■ TASK MATERIAL
================================

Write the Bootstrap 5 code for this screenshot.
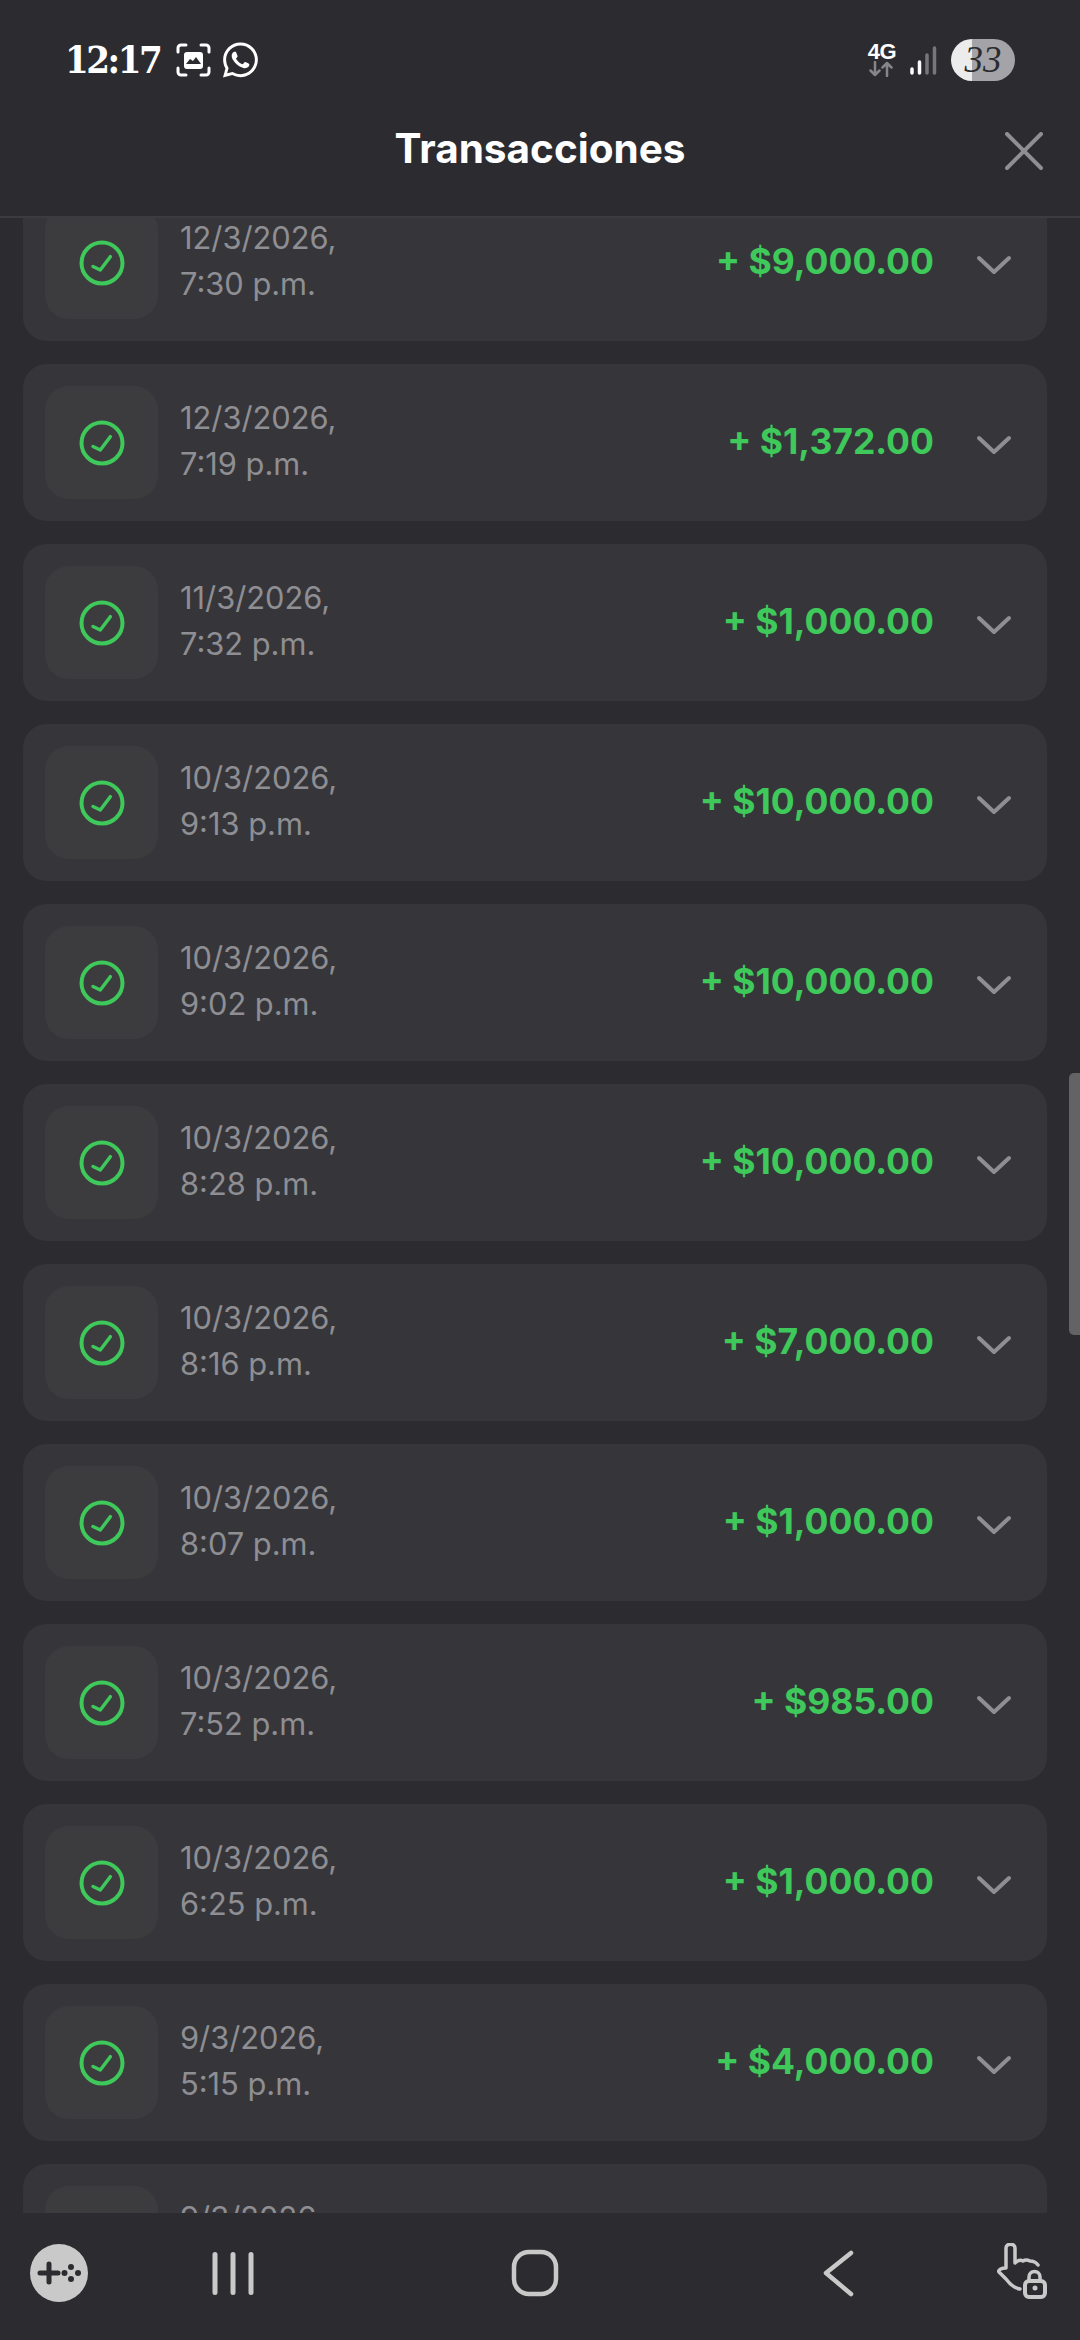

================================

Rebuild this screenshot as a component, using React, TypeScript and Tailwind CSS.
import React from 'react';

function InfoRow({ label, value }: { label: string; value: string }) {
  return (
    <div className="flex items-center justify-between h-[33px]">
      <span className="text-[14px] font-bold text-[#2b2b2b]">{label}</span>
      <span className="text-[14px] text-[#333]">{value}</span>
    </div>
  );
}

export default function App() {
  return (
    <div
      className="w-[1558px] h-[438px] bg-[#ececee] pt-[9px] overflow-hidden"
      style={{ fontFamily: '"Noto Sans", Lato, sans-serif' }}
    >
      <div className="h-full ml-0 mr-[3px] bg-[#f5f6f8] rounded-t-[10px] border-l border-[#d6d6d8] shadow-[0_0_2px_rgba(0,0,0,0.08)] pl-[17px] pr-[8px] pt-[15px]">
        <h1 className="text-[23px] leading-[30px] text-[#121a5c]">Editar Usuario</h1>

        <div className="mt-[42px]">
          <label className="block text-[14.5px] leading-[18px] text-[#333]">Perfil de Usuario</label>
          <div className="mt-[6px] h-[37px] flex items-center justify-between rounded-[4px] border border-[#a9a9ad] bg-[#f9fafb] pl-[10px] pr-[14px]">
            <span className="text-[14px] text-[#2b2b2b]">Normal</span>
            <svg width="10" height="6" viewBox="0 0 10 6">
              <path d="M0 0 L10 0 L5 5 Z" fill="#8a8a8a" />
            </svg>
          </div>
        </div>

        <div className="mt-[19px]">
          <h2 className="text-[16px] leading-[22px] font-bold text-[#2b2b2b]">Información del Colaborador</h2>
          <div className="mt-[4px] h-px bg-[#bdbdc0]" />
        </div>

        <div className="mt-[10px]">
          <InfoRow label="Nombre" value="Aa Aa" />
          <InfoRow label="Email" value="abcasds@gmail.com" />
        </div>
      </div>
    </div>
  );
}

================================

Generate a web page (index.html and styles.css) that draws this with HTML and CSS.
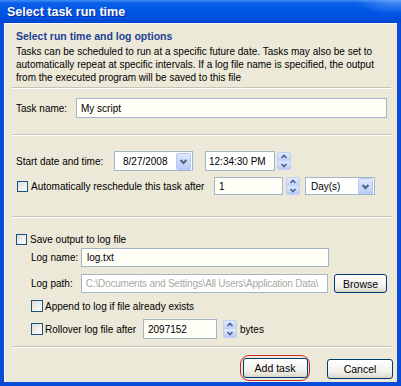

================================

■ TASK INSTRUCTIONS
Going through the records above, state how many lines carry "this", with no other text.

■ THE REPLY
3